■ INFORMATION SUPPLIED ■

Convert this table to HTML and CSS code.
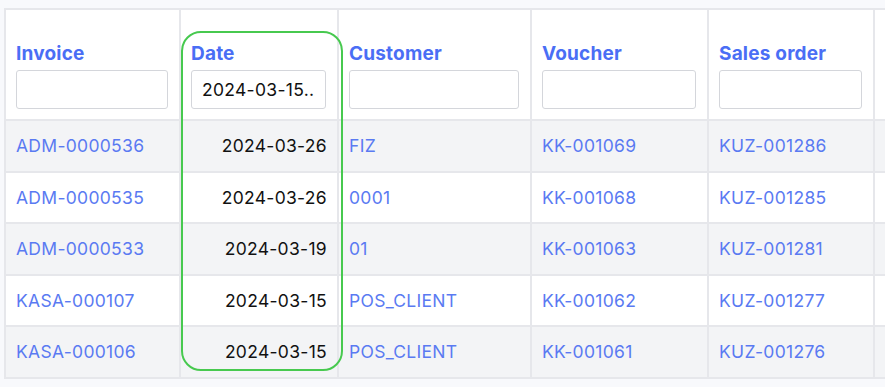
FILE: index.html
```html
<!DOCTYPE html>
<html>
<head>
<meta charset="utf-8">
<link rel="stylesheet" href="styles.css">
</head>
<body>
<div class="wrap">
  <table class="grid">
    <colgroup>
      <col class="c-inv"><col class="c-date"><col class="c-cust"><col class="c-vch"><col class="c-so"><col class="c-more">
    </colgroup>
    <thead>
      <tr>
        <th><div class="label">Invoice</div><input class="filter" type="text" value=""></th>
        <th><div class="label">Date</div><input class="filter" type="text" value="2024-03-15..2024-03-26"></th>
        <th><div class="label">Customer</div><input class="filter" type="text" value=""></th>
        <th><div class="label">Voucher</div><input class="filter" type="text" value=""></th>
        <th><div class="label">Sales order</div><input class="filter" type="text" value=""></th>
        <th></th>
      </tr>
    </thead>
    <tbody>
      <tr class="odd"><td><a>ADM-0000536</a></td><td class="num">2024-03-26</td><td><a>FIZ</a></td><td><a>KK-001069</a></td><td><a>KUZ-001286</a></td><td></td></tr>
      <tr><td><a>ADM-0000535</a></td><td class="num">2024-03-26</td><td><a>0001</a></td><td><a>KK-001068</a></td><td><a>KUZ-001285</a></td><td></td></tr>
      <tr class="odd"><td><a>ADM-0000533</a></td><td class="num">2024-03-19</td><td><a>01</a></td><td><a>KK-001063</a></td><td><a>KUZ-001281</a></td><td></td></tr>
      <tr><td><a>KASA-000107</a></td><td class="num">2024-03-15</td><td><a>POS_CLIENT</a></td><td><a>KK-001062</a></td><td><a>KUZ-001277</a></td><td></td></tr>
      <tr class="odd"><td><a>KASA-000106</a></td><td class="num">2024-03-15</td><td><a>POS_CLIENT</a></td><td><a>KK-001061</a></td><td><a>KUZ-001276</a></td><td></td></tr>
    </tbody>
  </table>
  <div class="highlight"></div>
</div>
</body>
</html>
```
FILE: styles.css
```css
html, body {
  margin: 0;
  padding: 0;
  background: #f8f9fc;
  overflow: hidden;
  font-family: Inter, "Noto Sans", sans-serif;
}
.wrap {
  position: relative;
  padding: 8px 0 0 4px;
  width: 1000px;
}
.grid {
  border-collapse: collapse;
  table-layout: fixed;
  width: 945px;
  background: #fff;
  border: 2px solid #e6e7eb;
}
.c-inv { width: 175px; }
.c-date { width: 158px; }
.c-cust { width: 193px; }
.c-vch { width: 177px; }
.c-so { width: 166px; }
.c-more { width: 76px; }
.grid th, .grid td {
  border: 2px solid #e6e7eb;
  text-align: left;
  padding: 0 10px 0 10px;
}
.grid th {
  height: 99px;
  vertical-align: bottom;
  padding-bottom: 10px;
  background: #fff;
}
.label {
  color: #4a6ef5;
  font-weight: 700;
  font-size: 19px;
  letter-spacing: 0.2px;
  line-height: 22px;
  margin-bottom: 5px;
}
.filter {
  display: block;
  box-sizing: border-box;
  width: calc(100% - 1px);
  height: 39px;
  border: 1.5px solid #d4d6db;
  border-radius: 3px;
  padding: 0 10px;
  font-family: Inter, "Noto Sans", sans-serif;
  font-size: 17.5px;
  letter-spacing: 0.3px;
  color: #111;
  background: #fff;
  margin: 0;
}
.grid td {
  height: 49.5px;
  font-size: 17.5px;
  color: #1a1a1a;
  letter-spacing: 0.3px;
}
.grid tr.odd td { background: #f3f4f6; }
.grid td a { color: #5a7af2; }
.grid td.num { text-align: right; color: #111; }
.highlight {
  position: absolute;
  left: 181px;
  top: 31px;
  width: 158px;
  height: 336px;
  border: 2px solid #47c94f;
  border-radius: 20px;
  pointer-events: none;
}
```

■ WHAT YOU SHOULD DO ■
Copy the data word for word. Pictures do not go in the copy.

■ RESULT ■
Convert this table to HTML and CSS code.
FILE: index.html
```html
<!DOCTYPE html>
<html>
<head>
<meta charset="utf-8">
<link rel="stylesheet" href="styles.css">
</head>
<body>
<div class="wrap">
  <table class="grid">
    <colgroup>
      <col class="c-inv"><col class="c-date"><col class="c-cust"><col class="c-vch"><col class="c-so"><col class="c-more">
    </colgroup>
    <thead>
      <tr>
        <th><div class="label">Invoice</div><input class="filter" type="text" value=""></th>
        <th><div class="label">Date</div><input class="filter" type="text" value="2024-03-15..2024-03-26"></th>
        <th><div class="label">Customer</div><input class="filter" type="text" value=""></th>
        <th><div class="label">Voucher</div><input class="filter" type="text" value=""></th>
        <th><div class="label">Sales order</div><input class="filter" type="text" value=""></th>
        <th></th>
      </tr>
    </thead>
    <tbody>
      <tr class="odd"><td><a>ADM-0000536</a></td><td class="num">2024-03-26</td><td><a>FIZ</a></td><td><a>KK-001069</a></td><td><a>KUZ-001286</a></td><td></td></tr>
      <tr><td><a>ADM-0000535</a></td><td class="num">2024-03-26</td><td><a>0001</a></td><td><a>KK-001068</a></td><td><a>KUZ-001285</a></td><td></td></tr>
      <tr class="odd"><td><a>ADM-0000533</a></td><td class="num">2024-03-19</td><td><a>01</a></td><td><a>KK-001063</a></td><td><a>KUZ-001281</a></td><td></td></tr>
      <tr><td><a>KASA-000107</a></td><td class="num">2024-03-15</td><td><a>POS_CLIENT</a></td><td><a>KK-001062</a></td><td><a>KUZ-001277</a></td><td></td></tr>
      <tr class="odd"><td><a>KASA-000106</a></td><td class="num">2024-03-15</td><td><a>POS_CLIENT</a></td><td><a>KK-001061</a></td><td><a>KUZ-001276</a></td><td></td></tr>
    </tbody>
  </table>
  <div class="highlight"></div>
</div>
</body>
</html>
```
FILE: styles.css
```css
html, body {
  margin: 0;
  padding: 0;
  background: #f8f9fc;
  overflow: hidden;
  font-family: Inter, "Noto Sans", sans-serif;
}
.wrap {
  position: relative;
  padding: 8px 0 0 4px;
  width: 1000px;
}
.grid {
  border-collapse: collapse;
  table-layout: fixed;
  width: 945px;
  background: #fff;
  border: 2px solid #e6e7eb;
}
.c-inv { width: 175px; }
.c-date { width: 158px; }
.c-cust { width: 193px; }
.c-vch { width: 177px; }
.c-so { width: 166px; }
.c-more { width: 76px; }
.grid th, .grid td {
  border: 2px solid #e6e7eb;
  text-align: left;
  padding: 0 10px 0 10px;
}
.grid th {
  height: 99px;
  vertical-align: bottom;
  padding-bottom: 10px;
  background: #fff;
}
.label {
  color: #4a6ef5;
  font-weight: 700;
  font-size: 19px;
  letter-spacing: 0.2px;
  line-height: 22px;
  margin-bottom: 5px;
}
.filter {
  display: block;
  box-sizing: border-box;
  width: calc(100% - 1px);
  height: 39px;
  border: 1.5px solid #d4d6db;
  border-radius: 3px;
  padding: 0 10px;
  font-family: Inter, "Noto Sans", sans-serif;
  font-size: 17.5px;
  letter-spacing: 0.3px;
  color: #111;
  background: #fff;
  margin: 0;
}
.grid td {
  height: 49.5px;
  font-size: 17.5px;
  color: #1a1a1a;
  letter-spacing: 0.3px;
}
.grid tr.odd td { background: #f3f4f6; }
.grid td a { color: #5a7af2; }
.grid td.num { text-align: right; color: #111; }
.highlight {
  position: absolute;
  left: 181px;
  top: 31px;
  width: 158px;
  height: 336px;
  border: 2px solid #47c94f;
  border-radius: 20px;
  pointer-events: none;
}
```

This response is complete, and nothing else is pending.